Beeswax — Classic Formulas
Feng La · Cera Flava
Primary Actions
- Arrests discharge and seals ulcers - classically used for sores, erosions, and chronic wounds that ooze, fail to close, or remain painful because the surface cannot consolidate.
- Promotes tissue regeneration and relieves pain - melted or ointment-based Feng La is applied to burns, scalds, traumatic skin injury, and difficult ulcers to protect the surface while encouraging new flesh.
- Acts as a protective external carrier - beyond its own mild medicinal action, beeswax stabilizes plasters and ointments so blood-moving or toxin-resolving herbs can remain on damaged tissue longer.
- Historically had limited internal use in bowel irritation - older notes describe combinations with oil and egg yolk for diarrhea or dysenteric irritation, but modern TCM use is predominantly external.
Classic Formulas
- Dang Gui Gao (当归膏) - from Tai Ping Hui Min He Ji Ju Fang, a classic external paste of Dang Gui, sesame oil, and beeswax for burns, scalds, painful wounds, and non-healing ulcerative lesions where flesh generation is needed.
- Zi Yun Gao (紫云膏) - a later purple external ointment built on a similar beeswax-and-oil base, used for burns, fissures, dry ulcerations, and skin damage needing moist protected healing.
Classical Text References
- Me and Qi classifies Feng La among herbs for external application, emphasizing detoxifying, stopping discharge, promoting wound healing, generating tissue, and relieving pain.
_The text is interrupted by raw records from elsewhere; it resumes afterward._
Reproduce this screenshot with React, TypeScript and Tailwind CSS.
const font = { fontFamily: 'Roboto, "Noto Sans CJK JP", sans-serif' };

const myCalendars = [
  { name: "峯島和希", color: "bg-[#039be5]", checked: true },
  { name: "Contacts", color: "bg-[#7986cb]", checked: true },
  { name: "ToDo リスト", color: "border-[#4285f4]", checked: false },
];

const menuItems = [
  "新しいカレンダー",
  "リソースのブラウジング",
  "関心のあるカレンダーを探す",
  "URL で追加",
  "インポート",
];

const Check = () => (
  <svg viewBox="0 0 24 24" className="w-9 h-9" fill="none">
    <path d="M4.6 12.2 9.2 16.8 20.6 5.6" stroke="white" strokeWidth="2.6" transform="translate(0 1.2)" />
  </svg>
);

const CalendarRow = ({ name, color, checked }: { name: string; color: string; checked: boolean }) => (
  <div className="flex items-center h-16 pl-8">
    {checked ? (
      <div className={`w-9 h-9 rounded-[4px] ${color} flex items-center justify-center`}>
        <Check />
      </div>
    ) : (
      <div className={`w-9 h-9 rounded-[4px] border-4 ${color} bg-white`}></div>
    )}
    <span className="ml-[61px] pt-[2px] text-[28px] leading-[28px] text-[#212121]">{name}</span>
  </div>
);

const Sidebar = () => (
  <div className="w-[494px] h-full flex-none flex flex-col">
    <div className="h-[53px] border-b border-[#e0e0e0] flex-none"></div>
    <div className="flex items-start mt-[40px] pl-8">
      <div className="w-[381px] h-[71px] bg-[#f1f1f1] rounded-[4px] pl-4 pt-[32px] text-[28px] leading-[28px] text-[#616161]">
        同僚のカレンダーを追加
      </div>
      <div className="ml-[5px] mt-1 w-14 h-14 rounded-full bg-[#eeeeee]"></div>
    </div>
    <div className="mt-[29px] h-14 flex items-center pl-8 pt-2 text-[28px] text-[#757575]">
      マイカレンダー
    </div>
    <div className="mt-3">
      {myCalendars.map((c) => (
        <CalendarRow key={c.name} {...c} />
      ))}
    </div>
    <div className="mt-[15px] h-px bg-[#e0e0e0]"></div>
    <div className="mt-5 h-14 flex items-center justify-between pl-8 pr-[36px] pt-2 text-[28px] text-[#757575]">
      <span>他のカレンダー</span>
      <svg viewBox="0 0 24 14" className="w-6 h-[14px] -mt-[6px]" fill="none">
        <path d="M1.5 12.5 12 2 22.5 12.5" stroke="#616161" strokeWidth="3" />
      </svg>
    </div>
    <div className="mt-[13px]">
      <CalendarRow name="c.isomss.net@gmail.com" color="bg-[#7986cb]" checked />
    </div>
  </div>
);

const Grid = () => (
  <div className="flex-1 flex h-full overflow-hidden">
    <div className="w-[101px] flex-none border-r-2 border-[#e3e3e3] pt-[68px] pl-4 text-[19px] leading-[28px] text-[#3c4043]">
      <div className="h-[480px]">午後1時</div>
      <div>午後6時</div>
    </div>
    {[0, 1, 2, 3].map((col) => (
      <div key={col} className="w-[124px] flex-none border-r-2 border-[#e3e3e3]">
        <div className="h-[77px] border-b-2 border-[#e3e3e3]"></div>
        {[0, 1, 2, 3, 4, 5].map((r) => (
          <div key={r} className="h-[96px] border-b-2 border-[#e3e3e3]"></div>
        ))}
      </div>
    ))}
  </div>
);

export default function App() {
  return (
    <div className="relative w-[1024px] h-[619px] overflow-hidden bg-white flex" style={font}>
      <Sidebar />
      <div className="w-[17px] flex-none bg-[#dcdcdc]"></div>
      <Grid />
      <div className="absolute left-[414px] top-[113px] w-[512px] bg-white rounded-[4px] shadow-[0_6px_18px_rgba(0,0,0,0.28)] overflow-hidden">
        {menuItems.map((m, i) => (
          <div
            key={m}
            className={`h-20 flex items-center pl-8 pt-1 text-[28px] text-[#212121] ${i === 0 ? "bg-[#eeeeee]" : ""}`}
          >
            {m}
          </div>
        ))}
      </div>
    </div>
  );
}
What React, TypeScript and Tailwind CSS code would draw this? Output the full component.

- American Dragon records its standard topical indications as ulcers, wounds, burns, scalds, and ulcerated trauma, while also noting an older internal recommendation with olive oil and egg yolk for diarrhea and dysenteric inflammation.
- Song-dynasty external medicine texts preserve beeswax as a key ointment base because it seals the medicated oil onto the tissue while protecting the wound from drying and friction.